Einstweilige Anordnung widerspräche Mehrheitswillen im jeweiligen Ausschuss
Die drohenden Nachteile einer möglichen Rechtsverletzung wären insofern nachrangig gegenüber der Ausschussvorsitzbesetzung mit Kandidaten, die das Vertrauen der Ausschussmehrheit offensichtlich nicht besäßen. Dies könne die Arbeitsfähigkeit der Ausschüsse mit Blick auf die Möglichkeiten der Ausschussmehrheit, Leitungshandlungen des Vorsitzenden zu konterkarieren, gefährden. Dabei sei nicht auszuschließen, dass sich eine solche Beeinträchtigung der Arbeit der betroffenen Ausschüsse wegen ihrer unverzichtbaren Vorarbeit für das Plenum auch auf die Funktionsfähigkeit des Bundestages insgesamt auswirken könne. Zudem griffe eine vorläufige Einsetzung von Ausschussvorsitzenden durch das BVerfG schwerwiegend in die von Art. 40 Abs. 1 GG garantierte Geschäftsordnungsautonomie des Bundestages ein. Hierzu sei das BVerfG im Eilverfahren nur unter sehr strengen Voraussetzungen befugt. Schließlich beeinträchtigte die Einsetzung der von der Antragstellerin benannten Kandidaten als Ausschussvorsitzende das durch Art. 38 Abs. 1 Satz 2 GG geschützte freie Mandat der Mehrheit der Ausschussmitglieder, das auch ihr Recht auf Beteiligung an den im Parlament stattfindenden Abstimmungen umfasse. Die begehrte einstweilige Anordnung widerspräche damit dem im Wahlergebnis zum Ausdruck gekommenen Mehrheitswillen des jeweiligen Ausschusses.

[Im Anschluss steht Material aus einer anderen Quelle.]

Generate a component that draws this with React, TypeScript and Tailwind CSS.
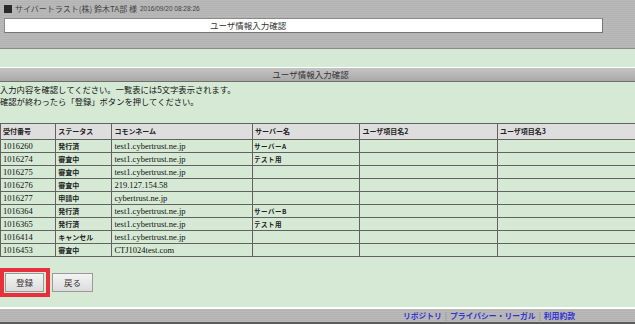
import React from "react";

const rows: [string, string, string, string][] = [
  ["1016260", "発行済", "test1.cybertrust.ne.jp", "サーバーA"],
  ["1016274", "審査中", "test1.cybertrust.ne.jp", "テスト用"],
  ["1016275", "審査中", "test1.cybertrust.ne.jp", ""],
  ["1016276", "審査中", "219.127.154.58", ""],
  ["1016277", "申請中", "cybertrust.ne.jp", ""],
  ["1016364", "発行済", "test1.cybertrust.ne.jp", "サーバーB"],
  ["1016365", "発行済", "test1.cybertrust.ne.jp", "テスト用"],
  ["1016414", "キャンセル", "test1.cybertrust.ne.jp", ""],
  ["1016453", "審査中", "CTJ1024test.com", ""],
];

const widths = [55, 56, 140, 107, 137, 137, 100];
const headers = ["受付番号", "ステータス", "コモンネーム", "サーバー名", "ユーザ項目名2", "ユーザ項目名3", "ユーザ項目名4"];

const stripe =
  "bg-[repeating-linear-gradient(180deg,#bababa_0px,#bababa_1px,#b2b2b2_1px,#b2b2b2_2px)]";

const cell = "border border-[#626262] p-0";

export default function App() {
  return (
    <div className="w-[635px] h-[324px] overflow-hidden bg-[#d5e9d5] flex flex-col font-['Noto_Sans_CJK_JP',sans-serif] text-[#222]">
      {/* header */}
      <div className={`h-[49px] border-b border-[#8a8a8a] ${stripe}`}>
        <div className="h-[18px] flex items-center pl-[4px] gap-[3px]">
          <div className="w-[8px] h-[8px] bg-[#2a2a2a]" />
          <span className="text-[8px] text-[#444] leading-none">サイバートラスト(株) 鈴木TA部 様</span>
          <span className="text-[6.5px] text-[#444] leading-none font-['Liberation_Sans',sans-serif]">2016/09/20 08:28:26</span>
        </div>
        <div className="ml-[4px] w-[599px] h-[15px] bg-white border border-[#8c8c8c] border-r-[#777] border-b-[#777] flex items-center pl-[205px]">
          <span className="text-[8.5px] leading-none text-[#333]">ユーザ情報入力確認</span>
        </div>
      </div>
      <div className="h-[18px]" />
      <div className="h-px bg-white" />
      <div className="h-[14px] bg-[linear-gradient(180deg,#c4c4c4,#a9a9a9)] border-b border-[#6f6f6f] flex items-center justify-center">
        <span className="text-[8.5px] leading-none text-[#333] pr-[14px]">ユーザ情報入力確認</span>
      </div>
      <div className="pt-[1px] text-[8.3px] leading-[12px] text-[#111]">
        <div>入力内容を確認してください。一覧表には5文字表示されます。</div>
        <div>確認が終わったら「登録」ボタンを押してください。</div>
      </div>
      <div className="mt-[16px] overflow-hidden">
        <table className="table-fixed border-collapse w-[736px]">
          <colgroup>
            {widths.map((w, i) => (
              <col key={i} style={{ width: w }} />
            ))}
          </colgroup>
          <thead>
            <tr className="h-[16px]">
              {headers.map((h, i) => (
                <th
                  key={i}
                  className={`${cell} bg-[#dedede] text-left font-bold text-[7px] leading-none pl-[2px] text-[#222]`}
                >
                  {h}
                </th>
              ))}
            </tr>
          </thead>
          <tbody>
            {rows.map((r, ri) => (
              <tr key={ri} className="h-[13px]">
                <td className={`${cell} pl-[2px] text-[8.5px] leading-none font-['Liberation_Serif',serif] text-[#111]`}>{r[0]}</td>
                <td className={`${cell} pl-[2px] text-[7px] leading-none font-bold text-[#222]`}>{r[1]}</td>
                <td className={`${cell} pl-[2px] text-[8.5px] leading-none font-['Liberation_Serif',serif] text-[#111]`}>{r[2]}</td>
                <td className={`${cell} pl-[1px] text-[6.5px] leading-none tracking-[0.5px] font-bold text-[#222]`}>{r[3]}</td>
                <td className={cell} />
                <td className={cell} />
                <td className={cell} />
              </tr>
            ))}
          </tbody>
        </table>
      </div>
      <div className="mt-[11px] flex items-start">
        <div className="border-4 border-[#e8303c] p-[1px] pr-[2px]">
          <button className="w-[39px] h-[19px] bg-[linear-gradient(180deg,#f4f4f4,#dcdcdc)] border border-[#9a9a9a] text-[8.5px] leading-none text-[#333] flex items-center justify-center">
            登録
          </button>
        </div>
        <button className="ml-[2px] mt-[5px] w-[41px] h-[19px] bg-[linear-gradient(180deg,#f4f4f4,#dcdcdc)] border border-[#9a9a9a] text-[8.5px] leading-none text-[#333] flex items-center justify-center">
          戻る
        </button>
      </div>
      <div className="mt-auto border-t-2 border-white">
        <div className={`h-[15px] border-b-2 border-[#5a5a5a] flex items-center justify-end pr-[60px] ${stripe}`}>
          <span className="text-[7.8px] leading-none font-bold text-[#3535d0]">リポジトリ</span>
          <span className="text-[8px] leading-none text-[#8a8a9a] mx-[3px]">|</span>
          <span className="text-[7.8px] leading-none font-bold text-[#3535d0]">プライバシー・リーガル</span>
          <span className="text-[8px] leading-none text-[#8a8a9a] mx-[3px]">|</span>
          <span className="text-[7.8px] leading-none font-bold text-[#3535d0]">利用約款</span>
        </div>
      </div>
    </div>
  );
}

Brandner kritisiert Entscheidung
Der parlamentarische Geschäftsführer und Justiziar der AfD-Bundestagsfraktion, Stephan Brandner, hat mit Enttäuschung auf die Entscheidung reagiert. "Heute ist mal wieder ein schlechter Tag für die parlamentarische Demokratie. Der AfD-Bundestagsfraktion wird eine faire Teilhabe an der parlamentarischen Arbeit verweigert. Wir werden weiter mit unlauteren Mitteln ausgegrenzt", teilte Brandner am Donnerstag mit. "Unverständlich bleibt, warum das Bundesverfassungsgericht für das Eilverfahren fast sechs Monate brauchte und nicht diese Zeit bereits für das Hauptsacheverfahren genutzt hat", so Brandner weiter.